## START AVAILABLE DATA
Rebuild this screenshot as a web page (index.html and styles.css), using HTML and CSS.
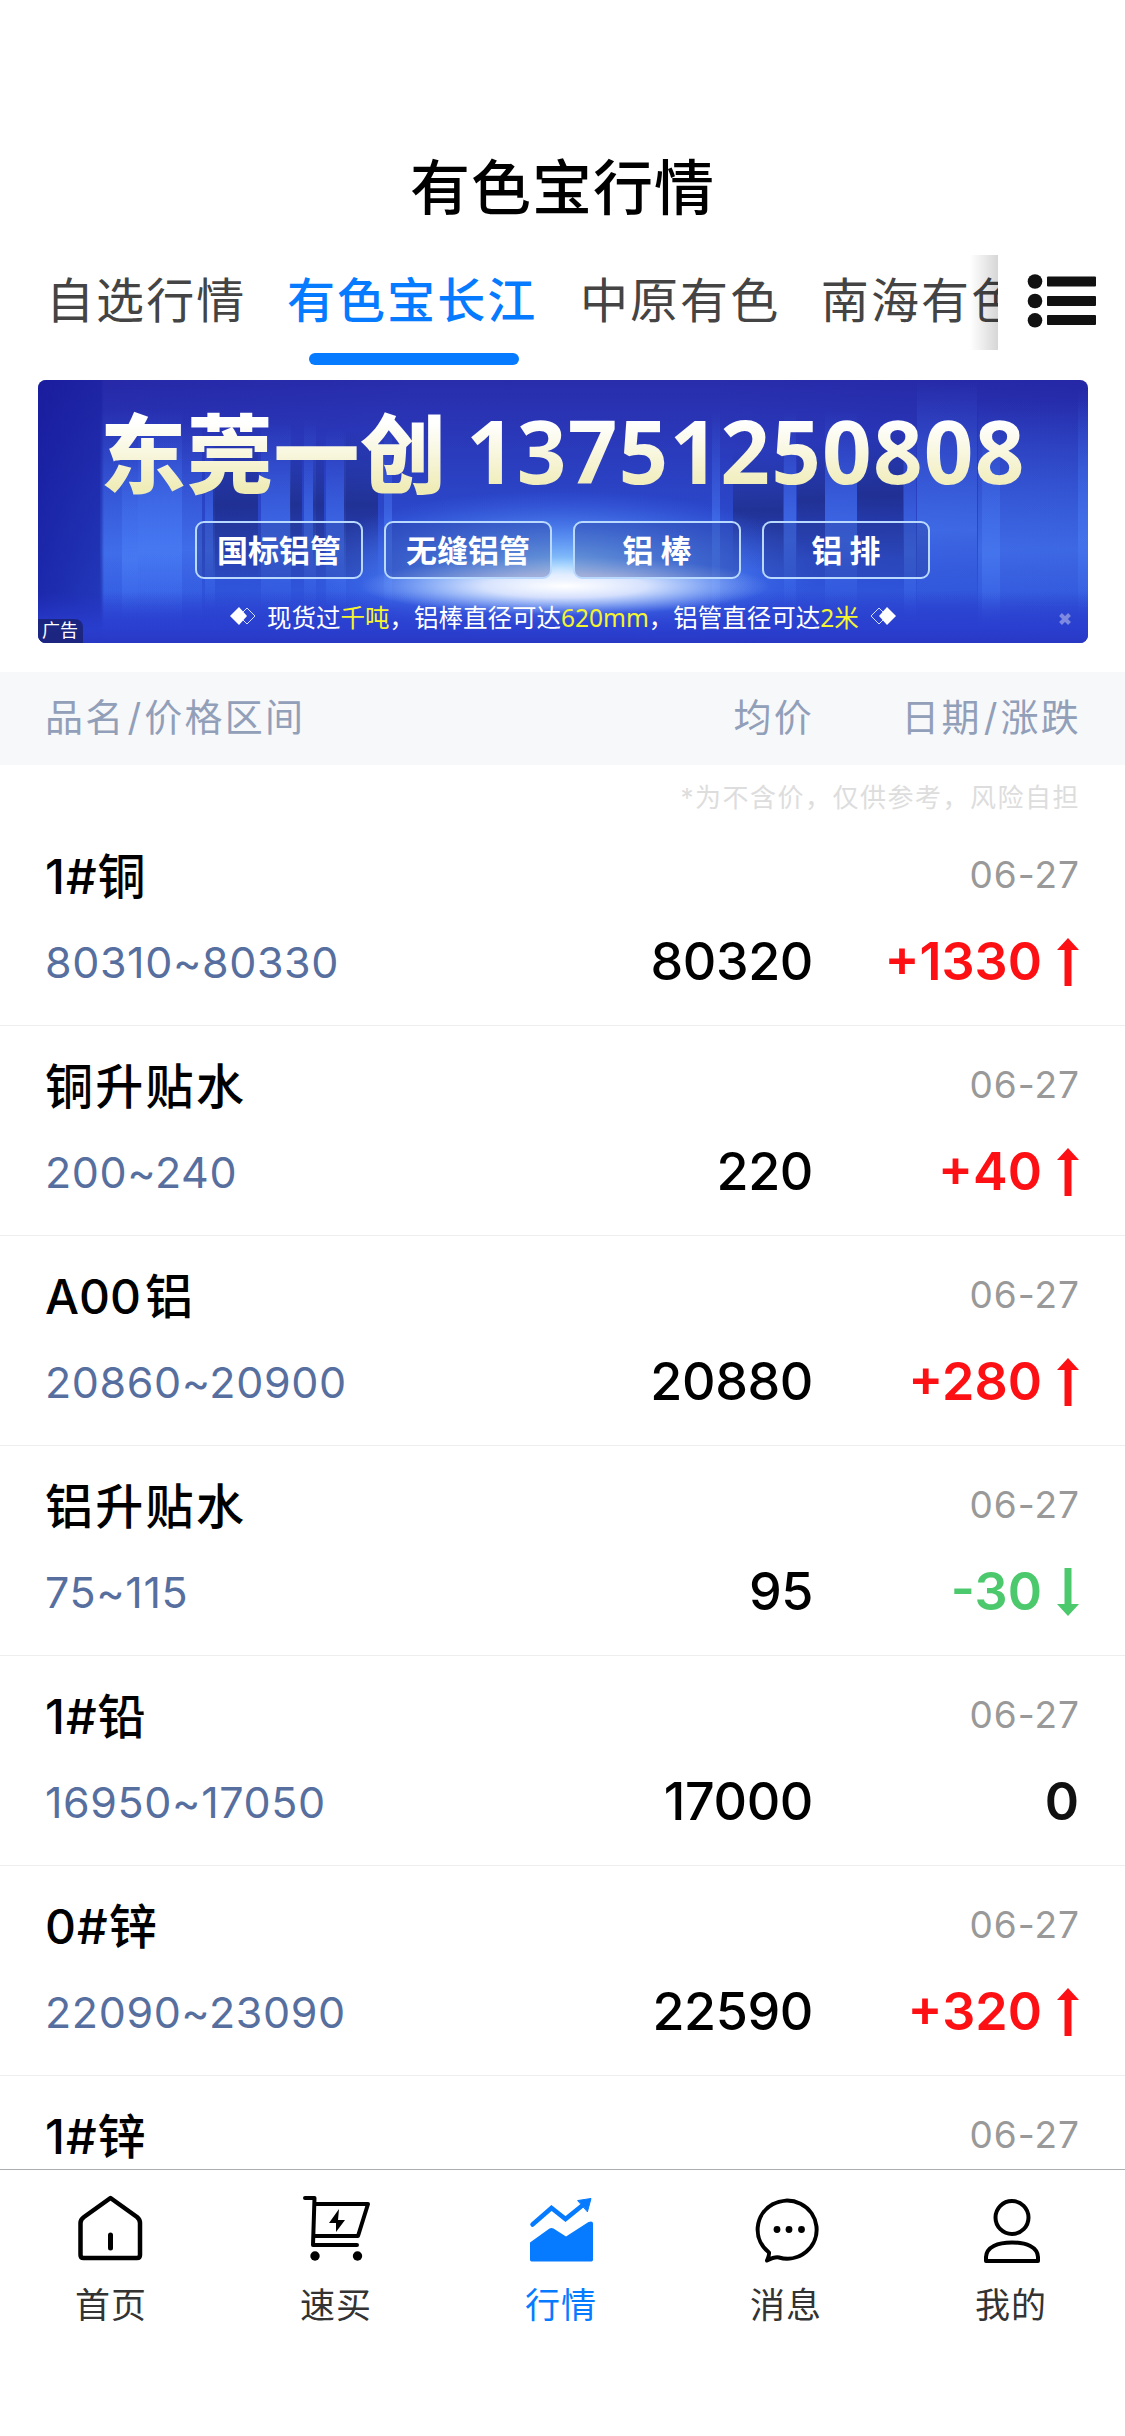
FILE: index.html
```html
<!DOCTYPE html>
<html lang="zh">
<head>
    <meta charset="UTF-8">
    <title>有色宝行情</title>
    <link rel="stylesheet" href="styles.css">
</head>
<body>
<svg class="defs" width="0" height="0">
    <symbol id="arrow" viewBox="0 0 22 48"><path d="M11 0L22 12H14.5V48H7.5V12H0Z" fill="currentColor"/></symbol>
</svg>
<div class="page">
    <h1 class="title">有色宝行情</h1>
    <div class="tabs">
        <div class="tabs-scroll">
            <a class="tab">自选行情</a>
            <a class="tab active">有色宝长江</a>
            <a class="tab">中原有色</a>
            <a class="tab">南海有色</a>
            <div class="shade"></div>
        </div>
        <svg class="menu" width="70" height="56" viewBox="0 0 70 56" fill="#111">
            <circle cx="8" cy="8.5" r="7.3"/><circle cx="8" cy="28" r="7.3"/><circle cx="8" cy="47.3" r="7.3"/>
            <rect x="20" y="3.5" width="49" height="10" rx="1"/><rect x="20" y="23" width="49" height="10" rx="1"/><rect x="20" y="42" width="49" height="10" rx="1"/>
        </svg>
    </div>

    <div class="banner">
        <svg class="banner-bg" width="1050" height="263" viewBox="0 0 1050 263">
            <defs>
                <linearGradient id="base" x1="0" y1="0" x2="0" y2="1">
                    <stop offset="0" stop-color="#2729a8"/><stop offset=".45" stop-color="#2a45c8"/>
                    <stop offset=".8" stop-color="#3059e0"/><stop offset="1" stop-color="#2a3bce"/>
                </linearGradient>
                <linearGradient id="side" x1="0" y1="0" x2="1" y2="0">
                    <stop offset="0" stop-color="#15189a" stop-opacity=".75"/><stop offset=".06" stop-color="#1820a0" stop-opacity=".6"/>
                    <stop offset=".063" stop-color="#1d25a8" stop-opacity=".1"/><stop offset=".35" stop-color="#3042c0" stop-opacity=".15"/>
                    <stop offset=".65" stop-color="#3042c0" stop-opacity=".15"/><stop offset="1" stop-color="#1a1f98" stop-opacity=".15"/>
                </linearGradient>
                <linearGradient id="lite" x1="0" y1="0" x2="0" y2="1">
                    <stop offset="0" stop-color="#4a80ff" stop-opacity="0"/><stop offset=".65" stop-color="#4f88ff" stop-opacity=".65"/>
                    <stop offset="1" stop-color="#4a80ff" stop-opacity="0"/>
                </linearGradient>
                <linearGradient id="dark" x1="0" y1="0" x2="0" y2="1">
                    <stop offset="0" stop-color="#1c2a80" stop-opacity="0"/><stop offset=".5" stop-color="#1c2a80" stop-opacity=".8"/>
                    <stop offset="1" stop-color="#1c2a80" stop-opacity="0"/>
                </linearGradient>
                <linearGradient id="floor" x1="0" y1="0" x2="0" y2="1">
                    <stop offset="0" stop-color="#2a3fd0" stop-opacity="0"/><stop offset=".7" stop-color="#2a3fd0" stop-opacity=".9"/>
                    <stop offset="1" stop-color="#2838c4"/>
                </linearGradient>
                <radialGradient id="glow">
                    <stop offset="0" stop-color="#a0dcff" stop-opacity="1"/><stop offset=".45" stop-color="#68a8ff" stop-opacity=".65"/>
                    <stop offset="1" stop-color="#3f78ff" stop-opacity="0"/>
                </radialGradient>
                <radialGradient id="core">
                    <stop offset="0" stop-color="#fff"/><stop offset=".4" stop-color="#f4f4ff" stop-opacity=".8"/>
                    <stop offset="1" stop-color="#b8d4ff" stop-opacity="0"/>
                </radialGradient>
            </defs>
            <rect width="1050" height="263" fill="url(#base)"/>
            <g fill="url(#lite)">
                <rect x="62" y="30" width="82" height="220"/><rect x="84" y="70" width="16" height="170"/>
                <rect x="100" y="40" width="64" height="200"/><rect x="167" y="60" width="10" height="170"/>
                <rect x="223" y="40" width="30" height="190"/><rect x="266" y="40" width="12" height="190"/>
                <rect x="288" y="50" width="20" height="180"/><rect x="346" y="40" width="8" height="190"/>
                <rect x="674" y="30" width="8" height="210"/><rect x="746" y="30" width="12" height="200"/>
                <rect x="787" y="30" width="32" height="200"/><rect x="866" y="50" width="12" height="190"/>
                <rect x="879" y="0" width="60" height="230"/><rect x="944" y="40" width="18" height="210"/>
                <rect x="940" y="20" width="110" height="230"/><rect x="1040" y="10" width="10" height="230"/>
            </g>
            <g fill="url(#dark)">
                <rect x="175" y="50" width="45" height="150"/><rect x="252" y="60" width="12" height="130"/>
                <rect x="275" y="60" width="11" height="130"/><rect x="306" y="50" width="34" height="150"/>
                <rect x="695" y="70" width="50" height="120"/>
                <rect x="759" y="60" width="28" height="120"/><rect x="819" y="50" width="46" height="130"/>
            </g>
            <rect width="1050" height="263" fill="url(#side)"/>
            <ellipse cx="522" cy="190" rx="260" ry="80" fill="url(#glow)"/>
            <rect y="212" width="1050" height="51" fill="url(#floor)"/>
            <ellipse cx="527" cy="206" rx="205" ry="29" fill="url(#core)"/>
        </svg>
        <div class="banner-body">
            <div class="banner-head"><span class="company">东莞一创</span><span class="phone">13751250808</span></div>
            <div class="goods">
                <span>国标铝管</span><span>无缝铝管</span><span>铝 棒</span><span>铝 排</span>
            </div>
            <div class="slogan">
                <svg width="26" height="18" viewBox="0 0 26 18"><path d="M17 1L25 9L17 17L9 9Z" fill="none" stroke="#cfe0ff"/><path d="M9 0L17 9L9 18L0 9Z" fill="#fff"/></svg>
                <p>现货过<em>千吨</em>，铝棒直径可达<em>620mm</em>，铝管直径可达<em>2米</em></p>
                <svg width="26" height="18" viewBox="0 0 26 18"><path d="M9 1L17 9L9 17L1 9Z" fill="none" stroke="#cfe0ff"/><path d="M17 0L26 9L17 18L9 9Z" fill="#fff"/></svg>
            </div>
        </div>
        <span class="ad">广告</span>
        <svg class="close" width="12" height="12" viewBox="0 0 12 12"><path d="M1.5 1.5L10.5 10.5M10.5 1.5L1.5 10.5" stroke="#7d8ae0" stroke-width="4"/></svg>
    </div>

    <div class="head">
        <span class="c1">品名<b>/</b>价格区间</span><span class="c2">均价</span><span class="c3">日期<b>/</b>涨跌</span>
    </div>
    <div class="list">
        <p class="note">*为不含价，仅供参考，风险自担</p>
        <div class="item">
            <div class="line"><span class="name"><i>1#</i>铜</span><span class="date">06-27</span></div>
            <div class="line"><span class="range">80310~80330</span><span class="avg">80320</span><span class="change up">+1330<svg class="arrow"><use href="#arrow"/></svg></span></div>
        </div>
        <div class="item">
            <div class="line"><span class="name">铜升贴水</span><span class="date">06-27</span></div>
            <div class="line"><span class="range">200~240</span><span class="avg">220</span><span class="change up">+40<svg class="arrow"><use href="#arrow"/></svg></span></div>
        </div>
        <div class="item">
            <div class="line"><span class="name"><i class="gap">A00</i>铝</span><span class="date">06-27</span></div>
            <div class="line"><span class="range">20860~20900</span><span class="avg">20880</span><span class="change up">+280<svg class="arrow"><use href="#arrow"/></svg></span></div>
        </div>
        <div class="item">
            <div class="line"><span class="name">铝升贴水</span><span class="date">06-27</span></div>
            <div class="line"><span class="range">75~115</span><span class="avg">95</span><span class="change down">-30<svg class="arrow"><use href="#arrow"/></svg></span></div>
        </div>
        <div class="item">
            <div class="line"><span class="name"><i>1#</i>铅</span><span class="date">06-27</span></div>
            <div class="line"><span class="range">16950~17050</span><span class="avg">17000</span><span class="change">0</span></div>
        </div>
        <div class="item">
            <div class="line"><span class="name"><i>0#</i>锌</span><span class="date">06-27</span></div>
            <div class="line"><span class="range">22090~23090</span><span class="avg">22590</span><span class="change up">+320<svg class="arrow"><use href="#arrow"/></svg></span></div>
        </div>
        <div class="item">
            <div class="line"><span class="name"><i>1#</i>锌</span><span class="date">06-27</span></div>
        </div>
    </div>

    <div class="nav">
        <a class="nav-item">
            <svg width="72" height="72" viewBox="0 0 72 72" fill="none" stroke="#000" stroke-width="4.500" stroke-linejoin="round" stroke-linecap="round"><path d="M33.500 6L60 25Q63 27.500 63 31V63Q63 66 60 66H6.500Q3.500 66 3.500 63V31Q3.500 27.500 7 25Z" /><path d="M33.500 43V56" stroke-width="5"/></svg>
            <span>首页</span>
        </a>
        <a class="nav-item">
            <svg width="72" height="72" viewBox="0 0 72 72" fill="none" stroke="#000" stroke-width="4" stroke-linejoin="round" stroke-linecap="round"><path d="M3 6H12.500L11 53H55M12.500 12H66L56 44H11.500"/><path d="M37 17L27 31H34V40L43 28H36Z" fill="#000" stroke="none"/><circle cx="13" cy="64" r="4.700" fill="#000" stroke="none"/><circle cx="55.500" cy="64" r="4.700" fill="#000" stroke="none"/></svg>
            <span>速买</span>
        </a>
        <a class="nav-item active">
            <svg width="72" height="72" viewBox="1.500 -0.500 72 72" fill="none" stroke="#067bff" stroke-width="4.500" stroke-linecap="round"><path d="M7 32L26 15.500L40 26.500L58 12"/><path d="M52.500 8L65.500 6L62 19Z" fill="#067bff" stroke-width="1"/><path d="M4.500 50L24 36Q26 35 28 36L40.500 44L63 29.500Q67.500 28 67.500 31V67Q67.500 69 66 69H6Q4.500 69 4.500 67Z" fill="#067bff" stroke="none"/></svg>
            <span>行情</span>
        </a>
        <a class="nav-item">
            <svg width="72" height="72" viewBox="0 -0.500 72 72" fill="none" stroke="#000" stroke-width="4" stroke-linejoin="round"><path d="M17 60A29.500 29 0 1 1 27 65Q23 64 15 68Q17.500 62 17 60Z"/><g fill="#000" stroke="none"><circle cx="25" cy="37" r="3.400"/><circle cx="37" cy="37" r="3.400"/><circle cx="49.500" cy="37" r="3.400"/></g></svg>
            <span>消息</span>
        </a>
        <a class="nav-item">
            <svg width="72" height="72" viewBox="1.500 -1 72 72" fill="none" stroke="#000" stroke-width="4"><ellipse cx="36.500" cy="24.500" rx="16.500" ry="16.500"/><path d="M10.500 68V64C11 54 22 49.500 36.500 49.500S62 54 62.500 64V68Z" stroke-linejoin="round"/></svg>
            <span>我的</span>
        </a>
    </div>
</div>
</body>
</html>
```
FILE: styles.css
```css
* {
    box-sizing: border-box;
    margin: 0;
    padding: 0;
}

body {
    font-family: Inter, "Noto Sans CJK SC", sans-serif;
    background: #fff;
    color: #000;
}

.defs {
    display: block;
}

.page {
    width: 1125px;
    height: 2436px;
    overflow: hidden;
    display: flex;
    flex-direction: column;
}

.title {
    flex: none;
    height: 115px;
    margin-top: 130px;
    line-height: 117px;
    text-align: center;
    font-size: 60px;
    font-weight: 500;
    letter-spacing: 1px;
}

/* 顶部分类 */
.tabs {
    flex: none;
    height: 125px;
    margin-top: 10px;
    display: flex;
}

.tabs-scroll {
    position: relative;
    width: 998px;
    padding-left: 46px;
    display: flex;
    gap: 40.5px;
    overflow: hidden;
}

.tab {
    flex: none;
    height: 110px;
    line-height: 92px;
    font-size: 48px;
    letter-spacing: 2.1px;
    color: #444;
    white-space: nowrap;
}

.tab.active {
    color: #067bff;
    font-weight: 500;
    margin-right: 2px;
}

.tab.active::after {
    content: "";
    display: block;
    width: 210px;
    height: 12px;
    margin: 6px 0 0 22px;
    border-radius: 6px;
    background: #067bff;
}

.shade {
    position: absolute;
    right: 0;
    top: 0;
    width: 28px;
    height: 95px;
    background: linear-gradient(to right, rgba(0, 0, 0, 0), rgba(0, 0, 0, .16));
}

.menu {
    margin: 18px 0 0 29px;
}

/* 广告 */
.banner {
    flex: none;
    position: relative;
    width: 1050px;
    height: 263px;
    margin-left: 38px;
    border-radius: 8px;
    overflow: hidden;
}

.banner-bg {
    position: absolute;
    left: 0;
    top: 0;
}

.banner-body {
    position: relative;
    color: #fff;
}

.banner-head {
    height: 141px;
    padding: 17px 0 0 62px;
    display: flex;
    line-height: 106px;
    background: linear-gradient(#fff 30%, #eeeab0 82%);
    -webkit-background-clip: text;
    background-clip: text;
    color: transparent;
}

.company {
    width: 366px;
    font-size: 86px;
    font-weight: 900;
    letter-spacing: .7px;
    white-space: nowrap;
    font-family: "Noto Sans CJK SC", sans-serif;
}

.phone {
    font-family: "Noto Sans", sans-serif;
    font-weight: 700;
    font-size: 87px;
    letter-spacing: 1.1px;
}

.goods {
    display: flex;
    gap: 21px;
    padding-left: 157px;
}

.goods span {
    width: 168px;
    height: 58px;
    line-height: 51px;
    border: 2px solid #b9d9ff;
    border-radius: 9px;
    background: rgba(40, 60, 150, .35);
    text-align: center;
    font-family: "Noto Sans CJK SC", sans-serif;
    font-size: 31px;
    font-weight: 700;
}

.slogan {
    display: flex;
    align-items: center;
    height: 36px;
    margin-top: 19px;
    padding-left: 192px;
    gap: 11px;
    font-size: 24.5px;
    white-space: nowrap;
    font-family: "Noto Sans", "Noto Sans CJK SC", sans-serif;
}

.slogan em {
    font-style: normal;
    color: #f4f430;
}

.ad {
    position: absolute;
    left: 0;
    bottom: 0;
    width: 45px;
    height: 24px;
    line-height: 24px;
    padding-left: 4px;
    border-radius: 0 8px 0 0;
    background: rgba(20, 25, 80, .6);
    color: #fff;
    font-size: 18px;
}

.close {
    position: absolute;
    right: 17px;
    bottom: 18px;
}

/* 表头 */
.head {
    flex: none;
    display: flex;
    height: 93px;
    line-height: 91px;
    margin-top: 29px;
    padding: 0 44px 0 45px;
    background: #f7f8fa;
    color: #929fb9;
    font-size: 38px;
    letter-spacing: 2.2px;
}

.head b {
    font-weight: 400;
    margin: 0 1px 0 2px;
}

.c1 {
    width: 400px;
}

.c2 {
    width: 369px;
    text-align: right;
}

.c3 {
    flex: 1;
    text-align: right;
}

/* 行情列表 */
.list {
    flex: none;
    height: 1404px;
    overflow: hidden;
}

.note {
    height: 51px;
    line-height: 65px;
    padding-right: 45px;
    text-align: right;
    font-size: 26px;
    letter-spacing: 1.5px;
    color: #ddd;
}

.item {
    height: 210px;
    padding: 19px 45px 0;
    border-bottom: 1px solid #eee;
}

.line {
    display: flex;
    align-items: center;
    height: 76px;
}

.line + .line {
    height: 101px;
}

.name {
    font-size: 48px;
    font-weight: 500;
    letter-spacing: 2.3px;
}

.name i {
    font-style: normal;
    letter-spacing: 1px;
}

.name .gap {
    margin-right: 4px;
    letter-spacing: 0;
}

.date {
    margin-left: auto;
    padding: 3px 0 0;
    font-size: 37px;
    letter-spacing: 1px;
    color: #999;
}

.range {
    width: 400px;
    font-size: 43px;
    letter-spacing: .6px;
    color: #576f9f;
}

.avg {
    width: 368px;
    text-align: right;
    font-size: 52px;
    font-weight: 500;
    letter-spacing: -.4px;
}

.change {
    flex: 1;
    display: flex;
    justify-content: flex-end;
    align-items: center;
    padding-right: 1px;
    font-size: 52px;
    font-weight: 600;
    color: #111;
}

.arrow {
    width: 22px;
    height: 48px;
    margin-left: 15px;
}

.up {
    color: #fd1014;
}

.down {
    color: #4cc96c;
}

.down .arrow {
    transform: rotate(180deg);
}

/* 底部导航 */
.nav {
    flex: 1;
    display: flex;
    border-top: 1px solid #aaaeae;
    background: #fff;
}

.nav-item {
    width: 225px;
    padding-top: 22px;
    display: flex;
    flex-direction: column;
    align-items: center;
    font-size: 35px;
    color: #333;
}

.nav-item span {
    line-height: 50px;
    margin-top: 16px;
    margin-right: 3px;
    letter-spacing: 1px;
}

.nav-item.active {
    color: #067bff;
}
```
## END AVAILABLE DATA
INSTRUCTION
Indicate how many lines of the material include the word "page"; the number alone is required.

REPLY
3